Do this:
Keep only the lines of the data below that contain "Write", and copy them.

-- -- --

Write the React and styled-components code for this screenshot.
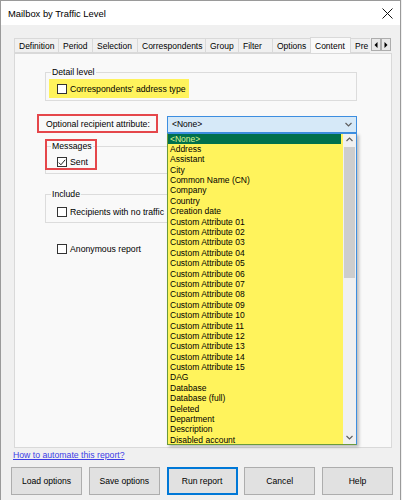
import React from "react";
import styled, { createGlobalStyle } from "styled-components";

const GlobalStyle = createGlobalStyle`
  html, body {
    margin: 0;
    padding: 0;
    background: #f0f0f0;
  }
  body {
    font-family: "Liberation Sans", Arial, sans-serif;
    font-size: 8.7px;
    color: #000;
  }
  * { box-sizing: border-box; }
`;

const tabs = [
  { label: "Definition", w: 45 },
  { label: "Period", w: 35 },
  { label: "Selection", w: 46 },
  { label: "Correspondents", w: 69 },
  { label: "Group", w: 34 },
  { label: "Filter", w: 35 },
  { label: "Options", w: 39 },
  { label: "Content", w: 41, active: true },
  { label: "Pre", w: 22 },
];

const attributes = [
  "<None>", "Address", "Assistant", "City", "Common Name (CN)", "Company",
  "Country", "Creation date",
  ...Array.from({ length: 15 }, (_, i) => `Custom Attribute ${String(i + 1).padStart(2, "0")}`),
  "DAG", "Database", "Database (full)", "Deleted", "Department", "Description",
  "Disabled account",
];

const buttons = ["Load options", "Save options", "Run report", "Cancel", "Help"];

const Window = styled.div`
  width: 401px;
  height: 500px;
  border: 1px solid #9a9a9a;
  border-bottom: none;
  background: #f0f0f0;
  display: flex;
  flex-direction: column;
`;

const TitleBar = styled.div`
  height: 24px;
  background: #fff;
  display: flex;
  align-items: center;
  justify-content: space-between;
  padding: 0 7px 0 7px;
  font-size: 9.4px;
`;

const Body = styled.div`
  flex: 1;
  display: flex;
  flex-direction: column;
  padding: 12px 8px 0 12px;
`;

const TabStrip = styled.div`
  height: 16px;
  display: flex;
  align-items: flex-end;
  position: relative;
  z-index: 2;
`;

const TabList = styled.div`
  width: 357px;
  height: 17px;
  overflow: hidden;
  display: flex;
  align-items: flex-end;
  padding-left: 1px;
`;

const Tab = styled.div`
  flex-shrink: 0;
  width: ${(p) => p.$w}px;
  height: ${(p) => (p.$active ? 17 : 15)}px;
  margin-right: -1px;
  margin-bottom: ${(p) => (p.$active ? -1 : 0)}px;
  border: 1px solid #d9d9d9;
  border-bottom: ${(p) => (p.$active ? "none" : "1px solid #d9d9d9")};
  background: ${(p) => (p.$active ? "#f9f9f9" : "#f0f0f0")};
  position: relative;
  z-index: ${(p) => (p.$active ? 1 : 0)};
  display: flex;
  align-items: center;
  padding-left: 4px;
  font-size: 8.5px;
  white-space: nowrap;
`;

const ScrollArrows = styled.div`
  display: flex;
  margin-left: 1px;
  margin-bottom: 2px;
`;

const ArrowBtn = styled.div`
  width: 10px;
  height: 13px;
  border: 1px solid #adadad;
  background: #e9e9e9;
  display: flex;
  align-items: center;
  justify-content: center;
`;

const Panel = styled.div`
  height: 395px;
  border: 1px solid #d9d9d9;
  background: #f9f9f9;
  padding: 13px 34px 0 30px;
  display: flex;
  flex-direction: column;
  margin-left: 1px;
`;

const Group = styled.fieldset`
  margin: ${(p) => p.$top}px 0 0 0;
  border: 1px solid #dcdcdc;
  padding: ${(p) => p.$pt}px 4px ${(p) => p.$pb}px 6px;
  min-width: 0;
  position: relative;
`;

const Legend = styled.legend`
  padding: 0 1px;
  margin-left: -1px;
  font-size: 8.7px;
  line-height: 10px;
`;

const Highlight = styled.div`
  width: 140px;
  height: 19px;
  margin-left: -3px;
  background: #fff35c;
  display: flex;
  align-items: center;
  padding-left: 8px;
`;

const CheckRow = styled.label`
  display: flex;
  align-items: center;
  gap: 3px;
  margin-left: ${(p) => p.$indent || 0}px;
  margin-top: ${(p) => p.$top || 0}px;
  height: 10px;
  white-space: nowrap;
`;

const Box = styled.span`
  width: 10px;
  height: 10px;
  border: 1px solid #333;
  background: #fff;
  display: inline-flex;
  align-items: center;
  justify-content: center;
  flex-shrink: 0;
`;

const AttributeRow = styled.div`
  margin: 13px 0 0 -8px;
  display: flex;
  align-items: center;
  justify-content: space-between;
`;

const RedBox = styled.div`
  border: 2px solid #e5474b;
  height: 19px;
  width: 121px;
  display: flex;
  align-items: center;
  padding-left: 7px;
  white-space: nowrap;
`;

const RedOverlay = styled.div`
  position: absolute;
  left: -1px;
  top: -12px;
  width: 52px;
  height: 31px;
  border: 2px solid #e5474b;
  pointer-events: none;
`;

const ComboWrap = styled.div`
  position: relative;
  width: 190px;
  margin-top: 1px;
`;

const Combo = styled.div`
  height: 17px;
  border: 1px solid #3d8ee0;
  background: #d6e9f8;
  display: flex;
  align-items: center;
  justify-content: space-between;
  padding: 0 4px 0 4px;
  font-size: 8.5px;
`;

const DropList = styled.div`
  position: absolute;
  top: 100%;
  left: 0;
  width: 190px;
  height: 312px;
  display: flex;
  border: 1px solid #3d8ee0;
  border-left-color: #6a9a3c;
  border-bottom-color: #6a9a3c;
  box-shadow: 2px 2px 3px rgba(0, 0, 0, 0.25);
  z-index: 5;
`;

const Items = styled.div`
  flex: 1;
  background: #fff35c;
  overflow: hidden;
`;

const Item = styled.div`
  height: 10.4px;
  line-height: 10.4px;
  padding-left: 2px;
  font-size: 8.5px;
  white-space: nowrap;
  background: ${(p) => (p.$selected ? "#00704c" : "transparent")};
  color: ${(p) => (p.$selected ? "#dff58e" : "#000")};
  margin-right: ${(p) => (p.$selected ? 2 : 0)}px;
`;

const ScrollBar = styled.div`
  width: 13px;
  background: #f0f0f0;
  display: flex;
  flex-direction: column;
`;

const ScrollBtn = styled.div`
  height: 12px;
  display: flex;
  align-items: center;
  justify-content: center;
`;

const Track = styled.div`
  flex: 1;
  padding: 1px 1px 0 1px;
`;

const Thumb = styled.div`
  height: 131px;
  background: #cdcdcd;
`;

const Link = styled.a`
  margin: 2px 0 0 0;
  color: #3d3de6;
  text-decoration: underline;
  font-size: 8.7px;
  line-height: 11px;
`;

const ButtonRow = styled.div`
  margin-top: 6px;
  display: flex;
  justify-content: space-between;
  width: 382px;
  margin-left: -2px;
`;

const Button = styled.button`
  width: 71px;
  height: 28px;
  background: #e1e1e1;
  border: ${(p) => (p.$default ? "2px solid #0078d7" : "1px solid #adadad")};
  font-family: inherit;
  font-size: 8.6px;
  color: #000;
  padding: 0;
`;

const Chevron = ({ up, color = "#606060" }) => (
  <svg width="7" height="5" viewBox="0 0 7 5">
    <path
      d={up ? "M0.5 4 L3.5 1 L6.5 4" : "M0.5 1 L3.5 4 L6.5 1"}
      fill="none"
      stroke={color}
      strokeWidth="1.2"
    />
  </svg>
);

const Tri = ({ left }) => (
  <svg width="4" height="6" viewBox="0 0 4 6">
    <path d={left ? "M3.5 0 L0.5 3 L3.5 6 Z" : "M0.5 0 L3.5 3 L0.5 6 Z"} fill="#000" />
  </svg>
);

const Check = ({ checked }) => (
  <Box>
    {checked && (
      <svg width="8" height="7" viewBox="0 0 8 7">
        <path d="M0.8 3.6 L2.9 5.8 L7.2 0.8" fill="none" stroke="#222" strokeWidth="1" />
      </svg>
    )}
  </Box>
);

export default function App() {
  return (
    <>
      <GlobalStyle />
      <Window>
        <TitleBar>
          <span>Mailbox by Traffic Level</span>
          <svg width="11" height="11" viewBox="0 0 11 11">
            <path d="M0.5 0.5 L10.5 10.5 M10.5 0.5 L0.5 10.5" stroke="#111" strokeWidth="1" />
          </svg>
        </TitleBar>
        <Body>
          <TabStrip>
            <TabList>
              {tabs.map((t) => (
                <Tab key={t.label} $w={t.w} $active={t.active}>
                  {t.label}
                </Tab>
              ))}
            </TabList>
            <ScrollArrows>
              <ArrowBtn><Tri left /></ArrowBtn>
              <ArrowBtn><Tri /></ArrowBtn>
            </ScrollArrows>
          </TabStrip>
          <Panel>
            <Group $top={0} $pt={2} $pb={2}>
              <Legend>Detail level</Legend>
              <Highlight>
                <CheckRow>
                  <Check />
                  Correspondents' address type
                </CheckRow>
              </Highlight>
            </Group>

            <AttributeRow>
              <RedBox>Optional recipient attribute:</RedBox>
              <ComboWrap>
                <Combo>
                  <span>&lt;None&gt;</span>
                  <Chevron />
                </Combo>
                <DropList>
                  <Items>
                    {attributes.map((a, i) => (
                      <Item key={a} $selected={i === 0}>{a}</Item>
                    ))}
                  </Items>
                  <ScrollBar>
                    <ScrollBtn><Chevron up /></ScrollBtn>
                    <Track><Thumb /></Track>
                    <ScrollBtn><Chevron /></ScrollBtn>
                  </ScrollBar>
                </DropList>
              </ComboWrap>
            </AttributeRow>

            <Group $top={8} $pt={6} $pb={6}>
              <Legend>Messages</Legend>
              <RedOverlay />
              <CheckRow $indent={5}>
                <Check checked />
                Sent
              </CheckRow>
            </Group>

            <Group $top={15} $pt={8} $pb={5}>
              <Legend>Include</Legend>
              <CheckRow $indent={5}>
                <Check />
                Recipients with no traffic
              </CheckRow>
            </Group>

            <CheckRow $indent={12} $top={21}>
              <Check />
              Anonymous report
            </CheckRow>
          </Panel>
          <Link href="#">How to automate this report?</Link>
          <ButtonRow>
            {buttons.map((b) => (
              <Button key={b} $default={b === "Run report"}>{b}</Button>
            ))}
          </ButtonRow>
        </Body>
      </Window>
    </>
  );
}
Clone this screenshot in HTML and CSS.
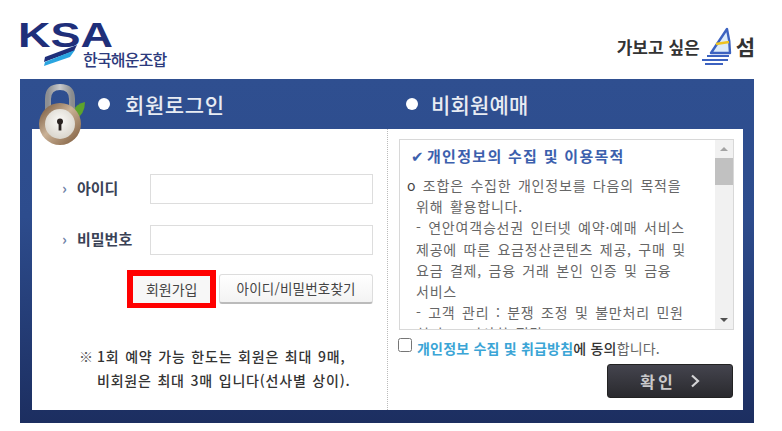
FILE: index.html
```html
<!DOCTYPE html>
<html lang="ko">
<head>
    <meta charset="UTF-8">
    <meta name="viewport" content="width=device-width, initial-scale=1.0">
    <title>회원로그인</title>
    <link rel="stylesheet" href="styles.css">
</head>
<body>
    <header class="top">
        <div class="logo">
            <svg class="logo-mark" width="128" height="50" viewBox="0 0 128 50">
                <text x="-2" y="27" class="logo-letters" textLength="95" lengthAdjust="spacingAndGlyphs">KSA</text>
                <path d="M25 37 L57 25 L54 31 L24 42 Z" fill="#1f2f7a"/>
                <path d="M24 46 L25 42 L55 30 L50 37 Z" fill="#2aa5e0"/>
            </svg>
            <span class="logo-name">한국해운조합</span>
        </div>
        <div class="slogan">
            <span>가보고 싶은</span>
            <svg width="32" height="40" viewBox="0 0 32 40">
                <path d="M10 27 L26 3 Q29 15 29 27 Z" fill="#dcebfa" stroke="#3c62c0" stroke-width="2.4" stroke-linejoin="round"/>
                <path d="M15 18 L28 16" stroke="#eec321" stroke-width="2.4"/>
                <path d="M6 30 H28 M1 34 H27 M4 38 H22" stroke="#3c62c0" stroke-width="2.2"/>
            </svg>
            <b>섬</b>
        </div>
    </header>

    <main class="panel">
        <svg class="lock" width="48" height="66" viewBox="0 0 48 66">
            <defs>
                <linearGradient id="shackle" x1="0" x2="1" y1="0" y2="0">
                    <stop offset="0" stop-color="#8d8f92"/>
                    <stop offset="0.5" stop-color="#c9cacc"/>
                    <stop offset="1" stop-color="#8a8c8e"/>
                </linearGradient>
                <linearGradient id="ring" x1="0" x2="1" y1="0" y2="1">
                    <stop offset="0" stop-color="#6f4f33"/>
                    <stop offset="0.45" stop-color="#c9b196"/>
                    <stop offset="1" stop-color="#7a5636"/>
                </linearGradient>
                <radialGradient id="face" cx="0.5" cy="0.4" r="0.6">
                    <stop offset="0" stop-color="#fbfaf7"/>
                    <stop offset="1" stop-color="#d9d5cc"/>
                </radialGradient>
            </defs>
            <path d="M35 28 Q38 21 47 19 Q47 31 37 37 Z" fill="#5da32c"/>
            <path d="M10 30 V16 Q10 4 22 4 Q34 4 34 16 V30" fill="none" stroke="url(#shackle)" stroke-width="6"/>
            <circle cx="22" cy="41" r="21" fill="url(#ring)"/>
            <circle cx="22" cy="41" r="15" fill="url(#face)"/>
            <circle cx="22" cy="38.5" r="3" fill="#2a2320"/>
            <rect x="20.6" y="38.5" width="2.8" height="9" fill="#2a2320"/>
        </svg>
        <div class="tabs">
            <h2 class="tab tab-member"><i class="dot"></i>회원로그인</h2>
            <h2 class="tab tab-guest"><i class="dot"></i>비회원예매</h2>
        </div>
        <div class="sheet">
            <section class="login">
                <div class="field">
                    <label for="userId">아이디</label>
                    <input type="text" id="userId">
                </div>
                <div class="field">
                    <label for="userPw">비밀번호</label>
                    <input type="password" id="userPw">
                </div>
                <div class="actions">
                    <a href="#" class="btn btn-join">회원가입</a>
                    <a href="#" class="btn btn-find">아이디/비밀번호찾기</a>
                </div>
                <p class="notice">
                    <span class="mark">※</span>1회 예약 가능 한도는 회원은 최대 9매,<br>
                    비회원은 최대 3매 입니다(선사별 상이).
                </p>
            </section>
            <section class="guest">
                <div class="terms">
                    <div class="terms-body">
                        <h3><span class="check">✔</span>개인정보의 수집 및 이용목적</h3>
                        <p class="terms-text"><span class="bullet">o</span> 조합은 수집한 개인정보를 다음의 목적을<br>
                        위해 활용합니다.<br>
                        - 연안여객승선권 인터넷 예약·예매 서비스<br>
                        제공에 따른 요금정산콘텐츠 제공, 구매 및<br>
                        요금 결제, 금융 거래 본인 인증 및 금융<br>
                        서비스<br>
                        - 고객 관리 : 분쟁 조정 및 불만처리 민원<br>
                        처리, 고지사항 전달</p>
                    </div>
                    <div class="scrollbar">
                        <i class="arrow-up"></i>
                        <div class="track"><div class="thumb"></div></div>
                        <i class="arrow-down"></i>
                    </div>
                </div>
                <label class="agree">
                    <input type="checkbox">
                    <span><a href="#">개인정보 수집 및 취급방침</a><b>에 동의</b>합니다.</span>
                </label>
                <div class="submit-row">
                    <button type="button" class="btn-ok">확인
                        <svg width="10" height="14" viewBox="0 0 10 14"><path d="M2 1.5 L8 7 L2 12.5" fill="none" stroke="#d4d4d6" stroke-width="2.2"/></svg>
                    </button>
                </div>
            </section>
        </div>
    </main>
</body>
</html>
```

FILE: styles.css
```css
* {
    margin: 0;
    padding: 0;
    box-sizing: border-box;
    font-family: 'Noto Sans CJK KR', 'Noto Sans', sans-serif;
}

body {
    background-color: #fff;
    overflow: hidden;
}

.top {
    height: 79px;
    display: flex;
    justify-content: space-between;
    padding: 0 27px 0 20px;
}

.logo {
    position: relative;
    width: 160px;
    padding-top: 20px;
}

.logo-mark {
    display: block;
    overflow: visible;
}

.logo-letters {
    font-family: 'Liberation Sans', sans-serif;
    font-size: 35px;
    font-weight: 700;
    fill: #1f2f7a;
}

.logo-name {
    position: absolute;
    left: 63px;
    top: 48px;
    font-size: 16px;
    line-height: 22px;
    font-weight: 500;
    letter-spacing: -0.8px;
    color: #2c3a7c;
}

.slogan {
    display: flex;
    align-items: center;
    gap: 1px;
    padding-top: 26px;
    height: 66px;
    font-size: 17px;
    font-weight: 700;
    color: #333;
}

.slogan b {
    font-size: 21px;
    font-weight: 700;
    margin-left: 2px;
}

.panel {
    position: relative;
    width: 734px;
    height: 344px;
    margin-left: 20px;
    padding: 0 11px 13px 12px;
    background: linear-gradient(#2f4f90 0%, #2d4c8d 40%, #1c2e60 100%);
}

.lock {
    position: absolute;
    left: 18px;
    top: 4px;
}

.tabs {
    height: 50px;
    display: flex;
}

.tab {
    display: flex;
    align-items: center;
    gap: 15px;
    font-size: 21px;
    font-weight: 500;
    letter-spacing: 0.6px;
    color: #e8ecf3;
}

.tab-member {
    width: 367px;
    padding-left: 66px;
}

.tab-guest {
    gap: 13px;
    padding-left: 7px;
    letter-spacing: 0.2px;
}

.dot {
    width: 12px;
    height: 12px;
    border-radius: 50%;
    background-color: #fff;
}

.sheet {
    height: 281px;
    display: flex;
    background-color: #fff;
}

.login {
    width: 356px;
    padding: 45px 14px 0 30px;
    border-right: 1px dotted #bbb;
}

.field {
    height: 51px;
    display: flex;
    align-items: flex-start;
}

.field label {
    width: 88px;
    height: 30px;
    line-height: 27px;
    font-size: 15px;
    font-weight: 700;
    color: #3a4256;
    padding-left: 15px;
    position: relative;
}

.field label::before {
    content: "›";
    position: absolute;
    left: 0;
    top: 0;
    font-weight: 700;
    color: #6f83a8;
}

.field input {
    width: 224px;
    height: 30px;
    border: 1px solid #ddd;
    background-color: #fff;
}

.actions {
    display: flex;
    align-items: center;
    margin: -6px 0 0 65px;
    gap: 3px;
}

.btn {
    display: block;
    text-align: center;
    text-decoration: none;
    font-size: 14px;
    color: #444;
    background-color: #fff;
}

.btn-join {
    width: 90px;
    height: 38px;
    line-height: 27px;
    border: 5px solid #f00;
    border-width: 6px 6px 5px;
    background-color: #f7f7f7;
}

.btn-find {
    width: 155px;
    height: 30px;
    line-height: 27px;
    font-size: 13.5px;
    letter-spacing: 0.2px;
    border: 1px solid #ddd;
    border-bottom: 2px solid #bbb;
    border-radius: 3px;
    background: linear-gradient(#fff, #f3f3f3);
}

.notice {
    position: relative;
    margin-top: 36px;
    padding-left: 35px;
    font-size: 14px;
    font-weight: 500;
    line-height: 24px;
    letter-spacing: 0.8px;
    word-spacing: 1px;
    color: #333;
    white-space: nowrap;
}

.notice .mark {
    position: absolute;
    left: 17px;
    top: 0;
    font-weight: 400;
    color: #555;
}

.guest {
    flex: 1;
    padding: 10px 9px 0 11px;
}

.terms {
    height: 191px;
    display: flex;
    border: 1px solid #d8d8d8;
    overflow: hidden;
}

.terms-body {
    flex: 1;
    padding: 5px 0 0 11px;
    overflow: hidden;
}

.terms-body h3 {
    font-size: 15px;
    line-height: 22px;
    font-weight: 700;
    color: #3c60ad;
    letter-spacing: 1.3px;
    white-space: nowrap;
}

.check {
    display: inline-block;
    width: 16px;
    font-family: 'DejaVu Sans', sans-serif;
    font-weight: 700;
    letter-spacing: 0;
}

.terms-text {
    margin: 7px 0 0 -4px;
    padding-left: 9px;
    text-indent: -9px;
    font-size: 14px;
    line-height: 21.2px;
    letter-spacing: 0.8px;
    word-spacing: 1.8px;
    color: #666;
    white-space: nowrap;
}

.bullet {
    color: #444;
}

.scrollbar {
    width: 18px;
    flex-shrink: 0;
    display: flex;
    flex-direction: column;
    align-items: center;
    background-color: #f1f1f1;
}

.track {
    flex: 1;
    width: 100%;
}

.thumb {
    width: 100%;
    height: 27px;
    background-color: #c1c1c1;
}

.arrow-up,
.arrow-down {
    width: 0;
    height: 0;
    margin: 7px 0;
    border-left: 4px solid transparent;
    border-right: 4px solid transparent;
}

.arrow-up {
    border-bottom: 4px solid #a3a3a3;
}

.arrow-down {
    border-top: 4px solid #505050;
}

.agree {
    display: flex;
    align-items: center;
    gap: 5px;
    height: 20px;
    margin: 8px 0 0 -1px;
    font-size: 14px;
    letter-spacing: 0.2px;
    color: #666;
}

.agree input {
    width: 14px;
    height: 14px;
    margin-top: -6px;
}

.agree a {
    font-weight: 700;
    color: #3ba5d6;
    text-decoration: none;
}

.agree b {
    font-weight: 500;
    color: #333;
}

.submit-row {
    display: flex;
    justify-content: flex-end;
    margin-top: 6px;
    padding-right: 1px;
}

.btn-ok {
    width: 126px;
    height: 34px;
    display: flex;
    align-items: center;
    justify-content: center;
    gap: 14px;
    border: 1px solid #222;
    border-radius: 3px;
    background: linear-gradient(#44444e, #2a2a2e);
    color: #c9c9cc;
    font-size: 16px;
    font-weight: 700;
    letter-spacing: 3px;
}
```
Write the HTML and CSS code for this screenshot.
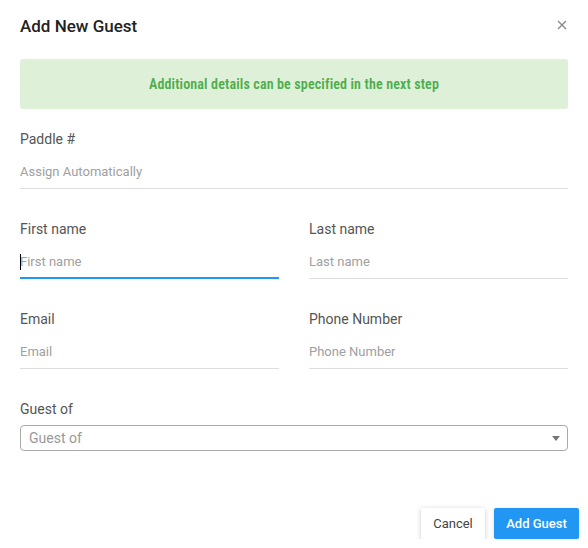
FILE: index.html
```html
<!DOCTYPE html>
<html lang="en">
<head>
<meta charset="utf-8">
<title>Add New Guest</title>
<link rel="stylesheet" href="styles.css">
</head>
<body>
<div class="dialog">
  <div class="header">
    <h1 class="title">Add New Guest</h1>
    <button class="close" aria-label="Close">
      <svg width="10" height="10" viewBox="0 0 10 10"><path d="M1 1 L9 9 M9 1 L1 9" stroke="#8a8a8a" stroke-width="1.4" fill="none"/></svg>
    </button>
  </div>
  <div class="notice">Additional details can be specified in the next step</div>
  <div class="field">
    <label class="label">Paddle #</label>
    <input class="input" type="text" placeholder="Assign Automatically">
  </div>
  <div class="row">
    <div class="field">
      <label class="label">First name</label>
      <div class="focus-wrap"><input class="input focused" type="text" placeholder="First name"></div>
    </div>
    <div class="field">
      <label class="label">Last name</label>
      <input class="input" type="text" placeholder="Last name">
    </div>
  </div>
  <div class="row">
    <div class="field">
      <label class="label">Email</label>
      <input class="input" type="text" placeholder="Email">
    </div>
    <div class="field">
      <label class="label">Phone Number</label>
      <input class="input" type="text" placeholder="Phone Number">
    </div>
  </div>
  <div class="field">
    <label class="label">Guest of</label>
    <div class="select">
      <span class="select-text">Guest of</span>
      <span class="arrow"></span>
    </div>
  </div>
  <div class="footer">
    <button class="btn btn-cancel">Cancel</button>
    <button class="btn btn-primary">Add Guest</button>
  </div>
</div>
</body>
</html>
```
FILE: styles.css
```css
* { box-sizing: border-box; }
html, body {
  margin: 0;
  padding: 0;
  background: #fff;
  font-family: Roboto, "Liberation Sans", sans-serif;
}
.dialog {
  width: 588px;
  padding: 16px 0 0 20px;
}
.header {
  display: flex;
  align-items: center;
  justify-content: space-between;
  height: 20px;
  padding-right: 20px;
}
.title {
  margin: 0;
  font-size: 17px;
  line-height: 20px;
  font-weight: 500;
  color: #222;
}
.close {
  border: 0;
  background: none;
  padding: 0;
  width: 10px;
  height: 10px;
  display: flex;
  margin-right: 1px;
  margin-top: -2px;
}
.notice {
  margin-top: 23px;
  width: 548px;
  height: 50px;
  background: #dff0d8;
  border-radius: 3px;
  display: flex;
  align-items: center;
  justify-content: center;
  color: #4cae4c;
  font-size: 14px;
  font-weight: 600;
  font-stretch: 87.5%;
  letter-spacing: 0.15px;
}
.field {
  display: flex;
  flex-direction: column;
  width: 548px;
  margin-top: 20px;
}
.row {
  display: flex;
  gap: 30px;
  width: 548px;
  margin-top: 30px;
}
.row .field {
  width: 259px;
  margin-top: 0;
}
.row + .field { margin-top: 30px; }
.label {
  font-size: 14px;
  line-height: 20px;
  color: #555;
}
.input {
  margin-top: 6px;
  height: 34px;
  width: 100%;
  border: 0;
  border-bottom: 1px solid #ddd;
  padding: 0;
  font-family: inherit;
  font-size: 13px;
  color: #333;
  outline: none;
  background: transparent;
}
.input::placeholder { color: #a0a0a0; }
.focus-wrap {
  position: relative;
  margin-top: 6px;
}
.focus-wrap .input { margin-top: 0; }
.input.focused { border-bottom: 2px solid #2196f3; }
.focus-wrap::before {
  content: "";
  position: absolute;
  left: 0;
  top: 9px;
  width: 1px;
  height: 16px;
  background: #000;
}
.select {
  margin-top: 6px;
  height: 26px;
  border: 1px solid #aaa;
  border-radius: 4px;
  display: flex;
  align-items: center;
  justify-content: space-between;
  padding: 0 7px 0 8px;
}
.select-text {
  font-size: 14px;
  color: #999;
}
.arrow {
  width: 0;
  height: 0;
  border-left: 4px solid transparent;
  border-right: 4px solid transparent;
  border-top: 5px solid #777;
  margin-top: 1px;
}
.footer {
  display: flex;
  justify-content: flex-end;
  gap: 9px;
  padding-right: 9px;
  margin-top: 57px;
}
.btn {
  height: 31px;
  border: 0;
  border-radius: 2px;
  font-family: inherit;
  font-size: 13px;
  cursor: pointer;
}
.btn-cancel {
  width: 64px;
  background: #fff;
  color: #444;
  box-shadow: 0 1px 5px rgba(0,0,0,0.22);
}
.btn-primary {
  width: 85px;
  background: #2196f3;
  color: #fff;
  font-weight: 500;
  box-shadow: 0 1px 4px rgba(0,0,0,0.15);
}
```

-- -- --

Answer in full:
Write the React and styled-components code for this screenshot.
Write the HTML and CSS code for this screenshot.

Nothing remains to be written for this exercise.